КЭМПБЕЛЛ: Да, это распространенное явление. Но кому-то сепарация удается. А еще бывают матери, которые понимают важность этого разделения и способствуют ему. Мать, которая вцепилась в своего сына и не желает его отпускать, — ужасное бремя для молодого человека в нашей культуре.
В первобытных и традиционных культурах мать и сын разделяются эмоционально. Я недавно читал об одном индусском ритуале в Бенгалии. Там состояние «женщины-верблюда» проявляется в самой крайней степени. Она должна слушаться отца, пока не выйдет замуж, потом — мужа, пока он не удалится в лес или не умрет, а потом, если она не бросится в погребальный костер, ей придется слушаться своего старшего сына. Она никогда сама себе не хозяйка. Ее единственная эмоциональная и ценная для нее привязанность в жизни — это ее дети, и, конечно, существует ритуал, который помогает женщине отпустить своего сына. Он проходит на протяжении многих лет. Духовный наставник семьи, гуру, является в дом и просит хозяйку подарить ему какую-то ценную вещь. Для начала что-то из ее украшений, потом что-то из еды и так далее. Ей нужно научиться расставаться с тем, что для нее ценно. Когда приходит время и ее маленький мальчик, повзрослев, становится мужчиной, она уже умеет отпустить самое дорогое, что у нее есть. Это обряд инициации для женщины — уметь отпускать.
А вот мужчину нужно систематически вырывать из мира женщин, забирать в лагерь мужчин, чтобы он нашел свое поле деятельности, заставлять совершать активные действия. Девочку «забирает» сама жизнь. Поэтому инициация для девочки заключается в том, чтобы сидеть в крошечной хижине во время первой менструации[145] и осознавать: «Я — женщина». А однажды она понимает, что беременна, и вот она уже мать.
ЖЕНЩИНА: И верблюд.
КЭМПБЕЛЛ: Ну почему же обязательно верблюд? Никакой она не верблюд.
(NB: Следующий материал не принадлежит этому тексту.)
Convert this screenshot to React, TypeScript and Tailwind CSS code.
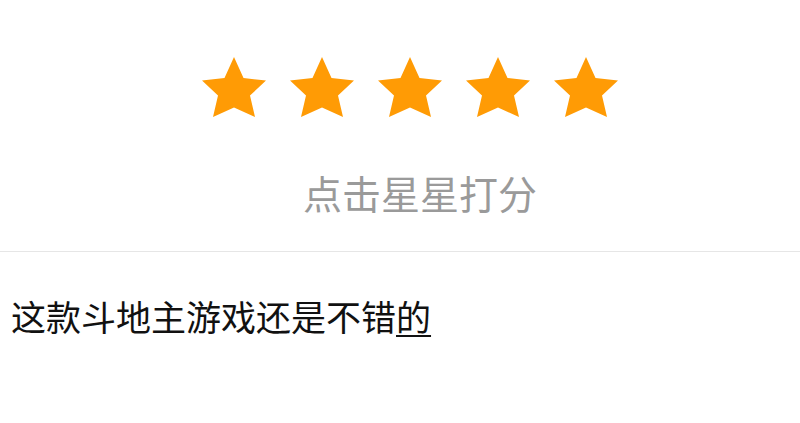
const starPoints = '32,0 41.5,21 64,23.5 48,38.5 53,60 32,50.5 11,60 16,38.5 0,23.5 22.5,21';

function Star() {
  return (
    <svg width="64" height="60" viewBox="0 0 64 60" className="block">
      <polygon points={starPoints} fill="#ff9b05" />
    </svg>
  );
}

export default function App() {
  return (
    <main
      className="min-h-screen bg-white"
      style={{ fontFamily: '"Noto Sans CJK SC", "Noto Sans", sans-serif' }}
    >
      <section className="flex h-[251px] flex-col items-center">
        <div className="mt-[57px] flex gap-[24px] pl-[20px]">
          {[0, 1, 2, 3, 4].map((i) => (
            <Star key={i} />
          ))}
        </div>
        <p className="mt-[56px] pl-[40px] text-[39px] leading-none text-[#9a9a9a]">点击星星打分</p>
      </section>
      <div className="h-px bg-[#e6e6e6]" />
      <p className="mt-[46px] pl-[11px] text-[35px] leading-none text-[#111]">
        这款斗地主游戏还是不错<span className="underline decoration-2 underline-offset-4">的</span>
      </p>
    </main>
  );
}
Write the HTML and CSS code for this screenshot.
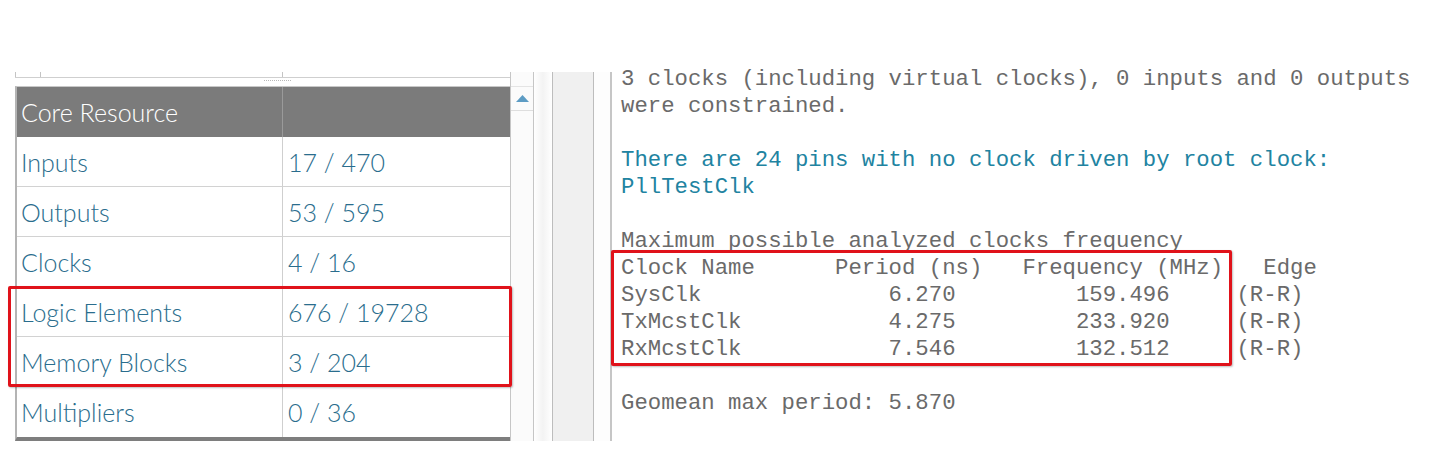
FILE: index.html
```html
<!DOCTYPE html>
<html>
<head>
<meta charset="utf-8">
<link rel="stylesheet" href="styles.css">
</head>
<body>
<div class="page">
  <div class="left">
    <div class="tablecol">
      <div class="strip"><span class="s1"></span><span class="s2"></span><span class="s3"></span></div>
      <div class="grip"><span class="dots"></span></div>
      <div class="res">
        <div class="cell head">Core Resource</div><div class="cell head val"></div>
        <div class="cell">Inputs</div><div class="cell val">17 / 470</div>
        <div class="cell">Outputs</div><div class="cell val">53 / 595</div>
        <div class="cell">Clocks</div><div class="cell val">4 / 16</div>
        <div class="cell">Logic Elements</div><div class="cell val">676 / 19728</div>
        <div class="cell">Memory Blocks</div><div class="cell val">3 / 204</div>
        <div class="cell">Multipliers</div><div class="cell val">0 / 36</div>
      </div>
    </div>
    <div class="vscroll">
      <div class="up"><svg width="13" height="7" viewBox="0 0 13 7"><polygon points="6.5,0 13,7 0,7" fill="#5d9cc4"/></svg></div>
    </div>
    <div class="hl hl-left"></div>
  </div>
  <div class="gutter"></div>
  <div class="splitter"></div>
  <div class="margin"></div>
  <div class="report">
<pre class="log"><span>3 clocks (including virtual clocks), 0 inputs and 0 outputs
were constrained.
</span>
<span class="info">There are 24 pins with no clock driven by root clock:
PllTestClk</span>

<span>Maximum possible analyzed clocks frequency
Clock Name      Period (ns)   Frequency (MHz)   Edge
SysClk              6.270         159.496     (R-R)
TxMcstClk           4.275         233.920     (R-R)
RxMcstClk           7.546         132.512     (R-R)

Geomean max period: 5.870</span></pre>
    <div class="hl hl-right"></div>
  </div>
</div>
</body>
</html>
```

FILE: styles.css
```css
html, body {
  margin: 0;
  padding: 0;
  background: #ffffff;
}

.page {
  display: flex;
  padding-top: 72px;
  height: 370px;
  overflow: hidden;
}

.left {
  position: relative;
  margin-left: 15px;
  display: flex;
  height: 369px;
}

.tablecol {
  width: 495px;
  display: flex;
  flex-direction: column;
}

.strip {
  height: 5px;
  border-bottom: 1px solid #cfcfcf;
  display: grid;
  grid-template-columns: 25px 242px 1fr;
}
.strip span {
  border-left: 1px solid #c4c4c4;
}

.grip {
  height: 8px;
  display: flex;
  justify-content: flex-start;
  padding-left: 249px;
}
.grip .dots {
  width: 27px;
  height: 2px;
  margin-top: 2px;
  border-top: 1px dotted #b9b9b9;
}

.res {
  display: grid;
  grid-template-columns: 265px 228px;
  border-left: 2px solid #b4b4b4;
  border-top: 1px solid #c8c8c8;
  border-bottom: 4px solid #7e7e7e;
}

.cell {
  box-sizing: border-box;
  height: 50px;
  border-bottom: 1px solid #d2d2d2;
  padding-left: 4px;
  display: flex;
  align-items: center;
  font-family: "Lato", "Open Sans", sans-serif;
  font-weight: 300;
  font-size: 25px;
  color: #2a6d8d;
  background: #ffffff;
}
.cell.val {
  border-left: 1px solid #cfcfcf;
  padding-left: 5px;
}
.cell:nth-last-child(-n+2) {
  border-bottom: none;
}
.cell.head {
  background: #7b7b7b;
  color: #ffffff;
  border-bottom: none;
}
.cell.head.val {
  border-left: 1px solid #9a9a9a;
}

.vscroll {
  width: 22px;
  border-left: 1px solid #c6c6c6;
  border-right: 1px solid #c6c6c6;
  background: #fbfbfb;
}
.vscroll .up {
  margin-top: 14px;
  height: 23px;
  border-bottom: 1px solid #dedede;
  border-top: 1px solid #e4e4e4;
  display: flex;
  align-items: center;
  justify-content: center;
}

.gutter {
  width: 18px;
  background: linear-gradient(to right, #ffffff, #f3f3f3 50%, #ffffff);
  height: 369px;
}

.splitter {
  width: 40px;
  height: 369px;
  background: #f0f0f0;
  border-left: 1px solid #bdbdbd;
  border-right: 1px solid #bdbdbd;
}

.margin {
  width: 16px;
  height: 369px;
  background: #fdfdfd;
  border-right: 2px solid #c6c6c6;
}

.report {
  position: relative;
  flex: 1;
  height: 370px;
}

.log {
  margin: -6px 0 0 0;
  padding-left: 9px;
  font-family: "Liberation Mono", "Courier New", monospace;
  font-size: 22.3px;
  line-height: 27px;
  color: #6a6a6a;
  white-space: pre;
}
.log .info {
  color: #2183a1;
}

.hl {
  position: absolute;
  border: 3px solid #e0121a;
  border-radius: 2px;
  box-sizing: border-box;
  box-shadow: 1px 1px 2px rgba(0,0,0,0.25);
}
.hl-left {
  left: -7px;
  top: 214px;
  width: 504px;
  height: 101px;
}
.hl-right {
  left: -1px;
  top: 178px;
  width: 621px;
  height: 116px;
}
```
Это ее поле деятельности — она может пройти весь этот путь полностью, так же как мужчина проходит свой.
ЖЕНЩИНА: В идеале хорошо бы изменить все так, чтобы женщина могла продолжать исследовать свой потенциал и при этом быть матерью, и женой, и всем, чем она пожелает.
КЭМПБЕЛЛ: Если у нее есть семья, ей этим и нужно заниматься; нет никакой работы в мире без рутинных обязанностей.
ЖЕНЩИНА: С этим полностью согласна.
КЭМПБЕЛЛ: Рутина, рутина — что за проблема?
ЖЕНЩИНА: Но вы постоянно возвращались к этой мысли в ваших лекциях: очень сложно выполнять творческую работу или заниматься духовной практикой, если вас постоянно отвлекают.
КЭМПБЕЛЛ: А раньше воспитание детей считалось творческим занятием.
ЖЕНЩИНА: Знаете, мне кажется, что странствие героя не связано с мытьем посуды, или выступлением в совете директоров, или участием в войне, или работой в библиотеке. Я думаю, что это психологический путь, который нужно пройти и творчески относиться к тому, что ты делаешь, неважно, что это. Если вы нашли ответы на психологические вопросы к самому себе и интегрировались в пространство мифа, все оживает. Оттенок творчества будет присутствовать во всем, чем вы занимаетесь. Но сомневаюсь, что это произойдет с человеком, который всю жизнь моет посуду.
Думаю, что этот аспект психологического странствия более или менее одинаков и для мужчин, и для женщин. Я знаю, что я многое идентифицирую с тем приключением, о котором вы рассуждали в книге. Когда я узнала о нем, вся моя жизнь осветилась. Если бы я не смогла это воспринять, думаю, я не приехала бы сюда; у меня в душе не было бы радости. Я словно обрела почву под ногами в вечности, я словно научилась воспринимать мир как метафору, стала смотреть на все другими глазами.